Abstract

Despite the urgency of the ecological crisis the steady continuation of environmental degradation suggests that new ways of interpreting problems and acting with environmental integrity may need to be considered. This paper draws on a broad range of contemporary theory to argue that the conventional conceptualization of environmental problems has remained a largely disciplinary-based exercise that has relied on abstracting the environmental issues from their real-world complexity. A practical articulation of the main environmental narratives reveals self-referential discourses whose disciplinary-based practices have insulated these approaches from a broad range of contemporary theorising and different ways of knowing.
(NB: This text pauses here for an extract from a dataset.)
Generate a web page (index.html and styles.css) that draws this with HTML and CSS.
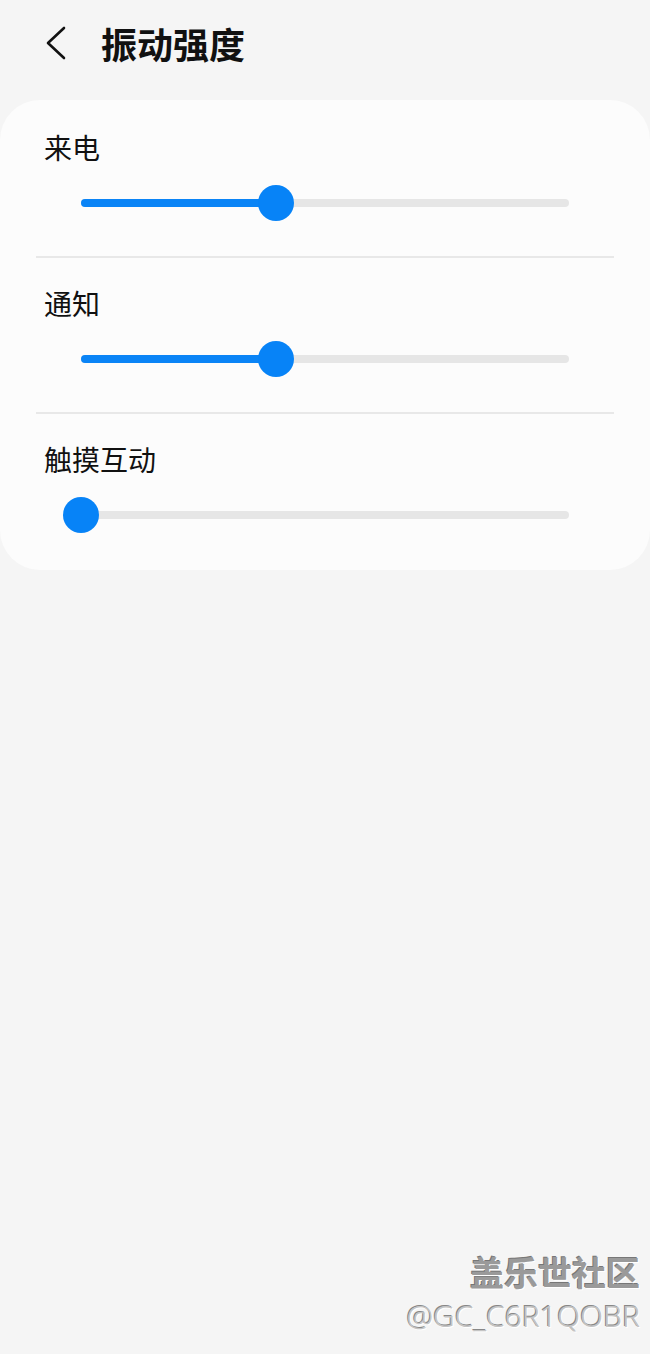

The dominance of these approaches in environmental policy development has led to the continued acceleration of environmental degradation despite widespread political and social interest in its abatement. This paper provides a critique of methodologies derived from the assumptions of instrumental rationalism, and contemplates the potential for alternative ‘communicative’ approaches and strategies for dealing with environmental policy development and implementation. It is argued that a communicative approach to planning for sustainability represents a more appropriate strategy for mobilising a currently impotent environmental movement. A communicative approach by explicitly dealing with the assumptions and motivations of contested positions in the sustainability debate, it is argued, offers the most pragmatic way of developing change strategies to deal with the complex issues surrounding environmental policy development and implementation.